Una risposta a “Winchester” di Angelo Imbriani – Finisterre viaggioracconti responsabili

  1. Alessio Masone 3 febbraio 2013 a 21:06

    Non sono un appassionato di viaggi.
    Eppure, il lungo racconto, con cui Angelo Imbriani ferma le suggestioni provate visitando Winchester, tramite le brillanti digressioni mi ha fatto molto riflettere.

    Sembrava di passeggiare effettivamente in un luogo carico di umanità. E, camminando, ogni opera d’arte che s’incontrava diventava occasione per confrontarsi con episodi storici o per innescare riflessioni sul senso delle cose.

    Ho immaginato il piacere di quei filosofi greci che approfondivano la conoscenza della vita passeggiando in un contesto reale e quotidiano, fuori da un asettico luogo canonico.
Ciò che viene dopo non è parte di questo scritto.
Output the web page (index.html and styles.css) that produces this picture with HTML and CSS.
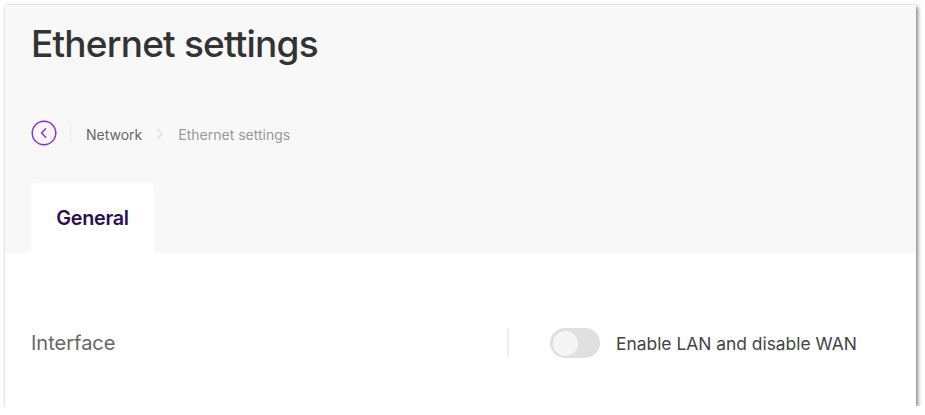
FILE: index.html
```html
<!DOCTYPE html>
<html>
<head>
<meta charset="utf-8">
<link rel="stylesheet" href="styles.css">
</head>
<body>
<div class="window">
  <header class="head">
    <h1 class="title">Ethernet settings</h1>
    <nav class="crumbs">
      <span class="back">
        <svg width="26" height="26" viewBox="0 0 26 26"><circle cx="13" cy="13" r="11.8" fill="none" stroke="#8a2be2" stroke-width="1.4"/><path d="M14.6 8.8 L10.6 13 L14.6 17.2" fill="none" stroke="#8a2be2" stroke-width="1.4" stroke-linecap="round" stroke-linejoin="round"/></svg>
      </span>
      <span class="sep"></span>
      <span class="crumb">Network</span>
      <svg class="chev" width="8" height="12" viewBox="0 0 8 12"><path d="M1.5 1 L6 6 L1.5 11" fill="none" stroke="#ddd8e6" stroke-width="1.2"/></svg>
      <span class="crumb current">Ethernet settings</span>
    </nav>
    <div class="tabs">
      <div class="tab active">General</div>
    </div>
  </header>
  <main class="content">
    <div class="row">
      <div class="label">Interface</div>
      <div class="vline"></div>
      <div class="control">
        <span class="toggle"><span class="knob"></span></span>
        <span class="ctext">Enable LAN and disable WAN</span>
      </div>
    </div>
  </main>
</div>
</body>
</html>
```
FILE: styles.css
```css
html, body { margin: 0; padding: 0; background: #fff; }
body { font-family: Inter, "Noto Sans", sans-serif; }
.window {
  margin: 5px 0 0 5px;
  width: 911px;
  height: 401px;
  background: #fff;
  box-shadow: 2px 2px 4px rgba(0,0,0,0.45), 0 0 3px rgba(0,0,0,0.12);
  display: flex;
  flex-direction: column;
  overflow: hidden;
}
.head {
  background: #f8f8f8;
  padding: 15px 0 0 26px;
  height: 248px;
  box-sizing: border-box;
  display: flex;
  flex-direction: column;
}
.title {
  margin: 0;
  font-size: 37px;
  line-height: 48px;
  font-weight: 500;
  color: #333;
  letter-spacing: -0.8px;
}
.crumbs {
  margin-top: 53px;
  display: flex;
  align-items: center;
  height: 26px;
}
.back { display: flex; width: 26px; height: 26px; margin-top: -2px; }
.sep { width: 1px; height: 16px; background: #e6e6e6; margin: 0 15px 0 13px; }
.crumb { font-size: 14px; color: #666; }
.crumb.current { color: #999; }
.chev { margin: 0 14px 0 14px; }
.tabs { margin-top: 36px; display: flex; }
.tab {
  width: 123px;
  height: 70px;
  display: flex;
  align-items: center;
  justify-content: center;
  background: #fff;
  border-radius: 4px 4px 0 0;
  font-size: 19.8px;
  font-weight: 600;
  color: #2b0f55;
  letter-spacing: -0.3px;
}
.content { padding: 75px 0 0 26px; }
.row { display: flex; align-items: center; height: 30px; }
.label { width: 476px; font-size: 20px; color: #666; }
.vline { width: 2px; height: 30px; background: #eee; }
.control { display: flex; align-items: center; margin-left: 41px; }
.toggle {
  width: 50px; height: 30px; border-radius: 15px; background: #e0e0e0;
  display: flex; align-items: center; padding-left: 3px; box-sizing: border-box;
}
.knob { width: 25px; height: 25px; border-radius: 50%; background: #f5f5f5; }
.ctext { margin-left: 16px; font-size: 17.4px; color: #444; }
```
    Trovo che la rubrica “Finisterre, viaggioracconti responsabili” sia coerentemente connessa al progetto di Art’Empori: il raccontare un viaggio, trasformandolo in scrittura per comunicarlo ad altri, comporta la consapevolizzazione e la soggettivazione di un’esperienza che altrimenti rischia di restare solo emozione subita e delegata.